__Goal of the exercise__
For every line in the data below that contains "React", copy the line.

__Raw data__
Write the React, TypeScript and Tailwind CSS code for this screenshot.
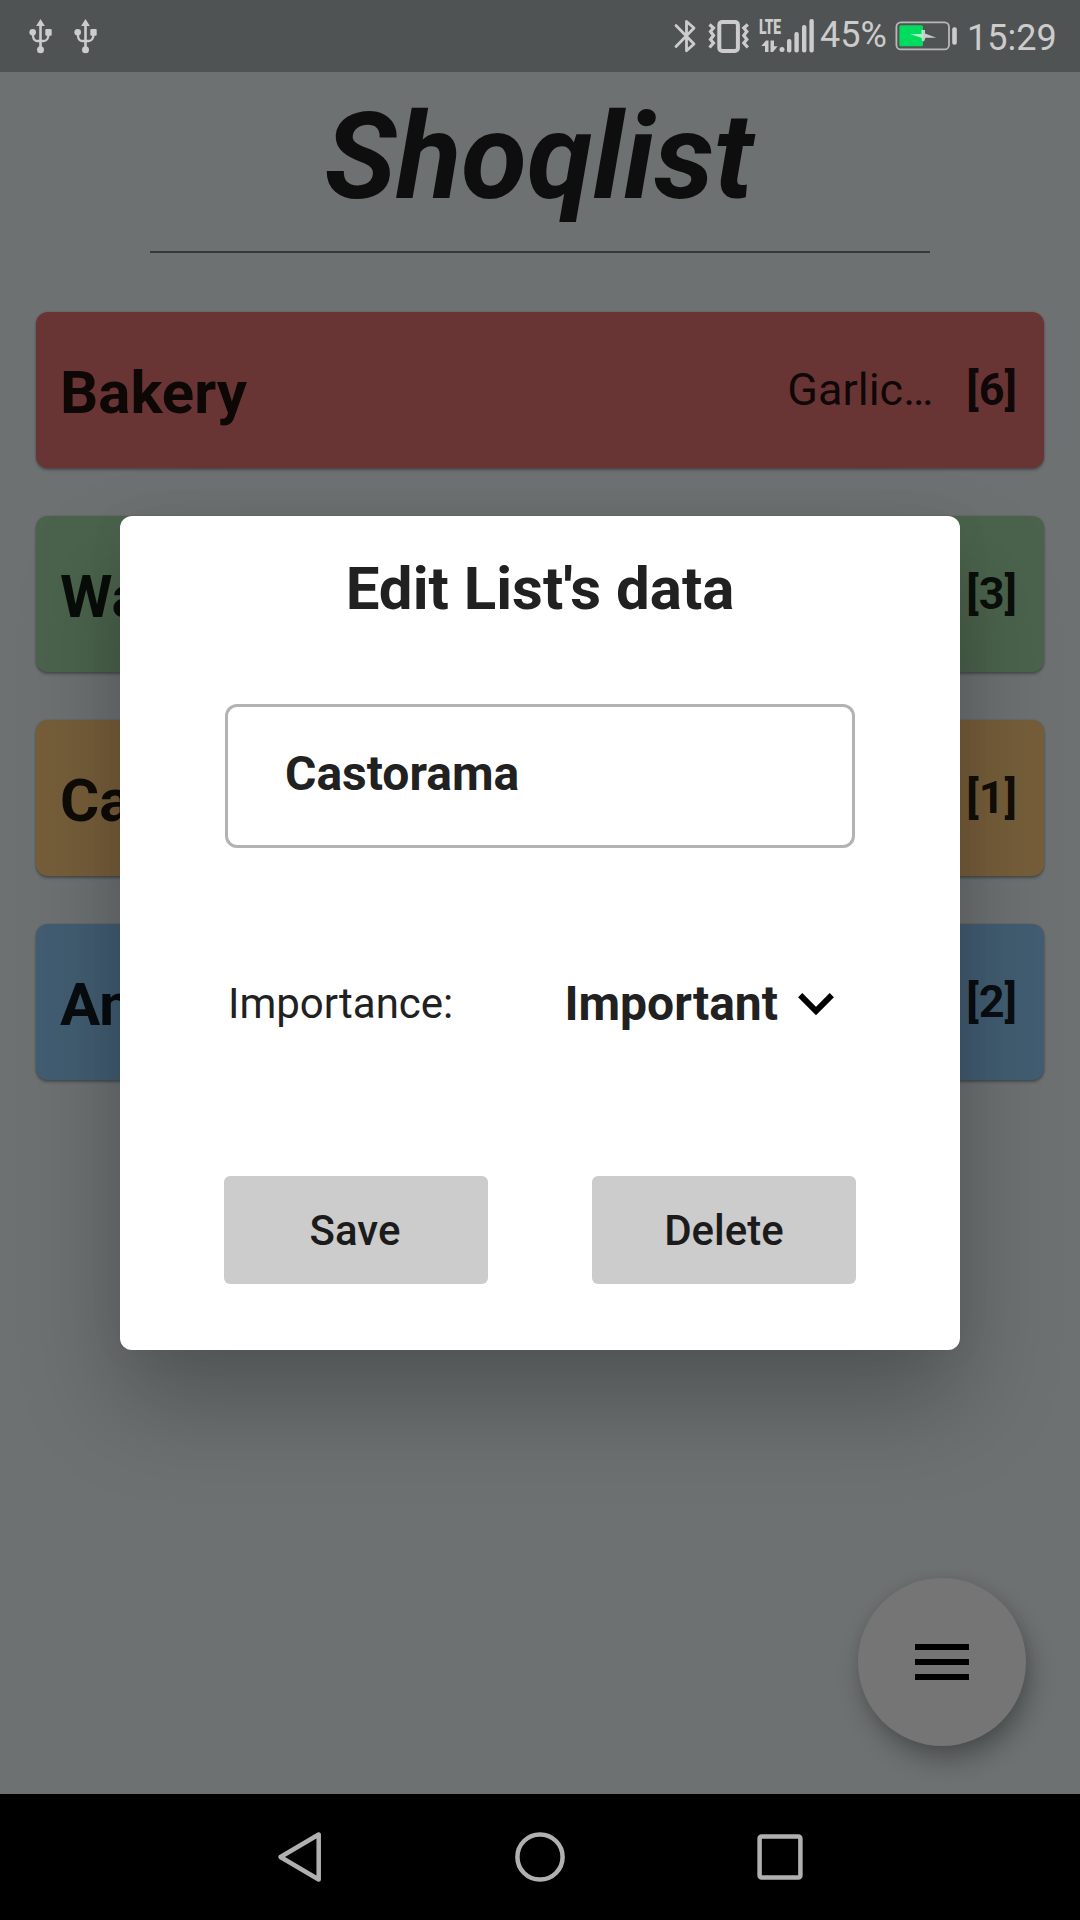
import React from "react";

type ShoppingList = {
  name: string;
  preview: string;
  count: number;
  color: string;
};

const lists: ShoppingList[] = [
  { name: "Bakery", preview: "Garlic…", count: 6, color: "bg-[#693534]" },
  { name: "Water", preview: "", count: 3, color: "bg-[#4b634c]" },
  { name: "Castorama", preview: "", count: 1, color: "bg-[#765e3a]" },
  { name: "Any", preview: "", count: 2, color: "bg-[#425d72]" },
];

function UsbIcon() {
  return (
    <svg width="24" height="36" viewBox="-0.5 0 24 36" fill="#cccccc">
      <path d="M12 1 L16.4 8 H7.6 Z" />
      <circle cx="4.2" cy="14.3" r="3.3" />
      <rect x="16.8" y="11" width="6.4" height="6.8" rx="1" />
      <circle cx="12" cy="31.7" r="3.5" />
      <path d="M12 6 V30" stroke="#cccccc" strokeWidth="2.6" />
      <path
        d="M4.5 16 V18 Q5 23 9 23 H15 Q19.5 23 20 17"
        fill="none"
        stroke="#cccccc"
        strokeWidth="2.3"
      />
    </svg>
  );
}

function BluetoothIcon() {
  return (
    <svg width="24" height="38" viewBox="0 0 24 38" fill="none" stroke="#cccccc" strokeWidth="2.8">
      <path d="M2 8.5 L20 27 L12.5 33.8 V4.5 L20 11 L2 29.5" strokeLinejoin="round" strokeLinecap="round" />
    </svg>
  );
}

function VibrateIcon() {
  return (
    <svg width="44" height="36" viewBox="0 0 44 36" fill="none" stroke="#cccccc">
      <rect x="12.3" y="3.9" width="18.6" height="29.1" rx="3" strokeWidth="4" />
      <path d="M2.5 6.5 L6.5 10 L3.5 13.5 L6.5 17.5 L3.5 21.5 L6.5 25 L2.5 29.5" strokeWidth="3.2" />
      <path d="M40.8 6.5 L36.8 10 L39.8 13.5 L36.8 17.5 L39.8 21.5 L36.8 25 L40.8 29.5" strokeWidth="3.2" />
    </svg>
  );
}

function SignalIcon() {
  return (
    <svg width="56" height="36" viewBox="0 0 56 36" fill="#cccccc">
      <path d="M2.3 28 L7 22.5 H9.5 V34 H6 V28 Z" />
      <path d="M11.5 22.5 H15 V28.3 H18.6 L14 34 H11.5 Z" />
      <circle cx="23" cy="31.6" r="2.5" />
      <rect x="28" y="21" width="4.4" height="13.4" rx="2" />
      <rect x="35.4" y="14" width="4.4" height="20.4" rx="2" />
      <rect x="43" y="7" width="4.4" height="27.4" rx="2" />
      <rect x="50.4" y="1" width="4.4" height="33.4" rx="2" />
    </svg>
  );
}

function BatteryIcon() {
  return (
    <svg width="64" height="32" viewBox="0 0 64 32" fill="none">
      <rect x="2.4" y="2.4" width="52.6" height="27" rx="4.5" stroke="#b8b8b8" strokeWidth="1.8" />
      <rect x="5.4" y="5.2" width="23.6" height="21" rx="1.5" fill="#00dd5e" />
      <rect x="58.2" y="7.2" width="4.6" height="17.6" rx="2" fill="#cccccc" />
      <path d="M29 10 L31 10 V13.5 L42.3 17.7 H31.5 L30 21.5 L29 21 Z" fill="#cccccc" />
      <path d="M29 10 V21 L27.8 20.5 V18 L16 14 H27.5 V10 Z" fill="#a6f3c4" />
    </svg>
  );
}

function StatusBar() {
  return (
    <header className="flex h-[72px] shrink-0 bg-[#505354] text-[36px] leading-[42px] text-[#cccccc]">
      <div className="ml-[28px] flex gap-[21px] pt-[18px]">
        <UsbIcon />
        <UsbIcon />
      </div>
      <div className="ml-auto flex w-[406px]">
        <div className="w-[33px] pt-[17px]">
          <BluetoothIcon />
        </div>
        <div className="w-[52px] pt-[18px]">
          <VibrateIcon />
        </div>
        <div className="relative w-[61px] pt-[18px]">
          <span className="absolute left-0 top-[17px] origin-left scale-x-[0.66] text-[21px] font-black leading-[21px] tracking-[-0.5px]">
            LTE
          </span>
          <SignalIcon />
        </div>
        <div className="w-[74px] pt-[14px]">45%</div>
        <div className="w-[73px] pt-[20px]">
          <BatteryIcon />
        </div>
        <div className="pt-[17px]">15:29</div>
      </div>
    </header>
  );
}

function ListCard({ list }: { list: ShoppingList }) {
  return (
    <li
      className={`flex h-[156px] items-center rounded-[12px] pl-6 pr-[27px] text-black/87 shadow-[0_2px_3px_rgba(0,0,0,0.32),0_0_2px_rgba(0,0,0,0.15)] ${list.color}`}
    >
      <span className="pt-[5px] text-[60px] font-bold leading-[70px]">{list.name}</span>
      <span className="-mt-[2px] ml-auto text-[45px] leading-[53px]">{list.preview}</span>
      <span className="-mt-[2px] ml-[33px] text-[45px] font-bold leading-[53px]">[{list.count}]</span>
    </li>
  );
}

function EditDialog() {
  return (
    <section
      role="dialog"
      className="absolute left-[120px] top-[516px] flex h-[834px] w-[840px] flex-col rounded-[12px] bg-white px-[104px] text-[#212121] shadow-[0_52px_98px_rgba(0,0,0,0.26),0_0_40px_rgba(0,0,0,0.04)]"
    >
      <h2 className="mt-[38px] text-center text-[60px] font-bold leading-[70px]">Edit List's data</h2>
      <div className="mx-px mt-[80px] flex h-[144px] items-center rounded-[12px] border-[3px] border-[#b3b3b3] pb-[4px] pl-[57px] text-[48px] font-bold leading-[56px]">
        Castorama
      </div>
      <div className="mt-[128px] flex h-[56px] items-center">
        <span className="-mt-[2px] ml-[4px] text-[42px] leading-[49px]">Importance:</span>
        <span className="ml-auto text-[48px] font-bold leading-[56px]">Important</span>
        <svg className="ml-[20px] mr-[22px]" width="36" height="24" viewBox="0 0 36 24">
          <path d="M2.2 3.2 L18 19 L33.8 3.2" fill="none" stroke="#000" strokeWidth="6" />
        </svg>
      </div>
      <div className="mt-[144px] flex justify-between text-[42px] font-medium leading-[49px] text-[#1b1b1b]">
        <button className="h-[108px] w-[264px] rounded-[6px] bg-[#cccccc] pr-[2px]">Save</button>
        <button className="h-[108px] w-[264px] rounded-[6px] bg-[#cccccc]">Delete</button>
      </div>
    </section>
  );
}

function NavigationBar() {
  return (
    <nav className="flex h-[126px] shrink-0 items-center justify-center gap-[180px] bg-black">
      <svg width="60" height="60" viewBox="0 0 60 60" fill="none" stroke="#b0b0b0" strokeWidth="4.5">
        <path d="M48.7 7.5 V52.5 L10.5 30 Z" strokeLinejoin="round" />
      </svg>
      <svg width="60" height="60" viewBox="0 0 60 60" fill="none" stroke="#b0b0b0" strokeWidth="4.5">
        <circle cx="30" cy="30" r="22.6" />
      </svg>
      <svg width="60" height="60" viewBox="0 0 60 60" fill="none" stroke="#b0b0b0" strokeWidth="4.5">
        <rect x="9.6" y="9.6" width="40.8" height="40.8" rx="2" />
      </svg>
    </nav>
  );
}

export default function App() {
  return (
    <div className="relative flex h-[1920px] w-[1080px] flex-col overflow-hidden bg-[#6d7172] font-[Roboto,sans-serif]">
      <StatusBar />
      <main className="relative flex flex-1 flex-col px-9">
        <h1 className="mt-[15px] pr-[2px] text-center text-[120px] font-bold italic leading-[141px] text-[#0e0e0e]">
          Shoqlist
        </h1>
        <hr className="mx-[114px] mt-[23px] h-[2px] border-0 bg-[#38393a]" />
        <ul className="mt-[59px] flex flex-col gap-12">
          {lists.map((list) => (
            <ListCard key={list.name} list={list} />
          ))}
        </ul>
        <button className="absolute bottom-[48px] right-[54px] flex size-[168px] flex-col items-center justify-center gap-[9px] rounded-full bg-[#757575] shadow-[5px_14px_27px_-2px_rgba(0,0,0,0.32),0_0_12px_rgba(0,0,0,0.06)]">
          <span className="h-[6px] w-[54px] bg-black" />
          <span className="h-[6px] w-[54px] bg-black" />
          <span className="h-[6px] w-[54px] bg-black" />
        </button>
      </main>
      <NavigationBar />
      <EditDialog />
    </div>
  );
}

__Task answer__
Write the React, TypeScript and Tailwind CSS code for this screenshot.
import React from "react";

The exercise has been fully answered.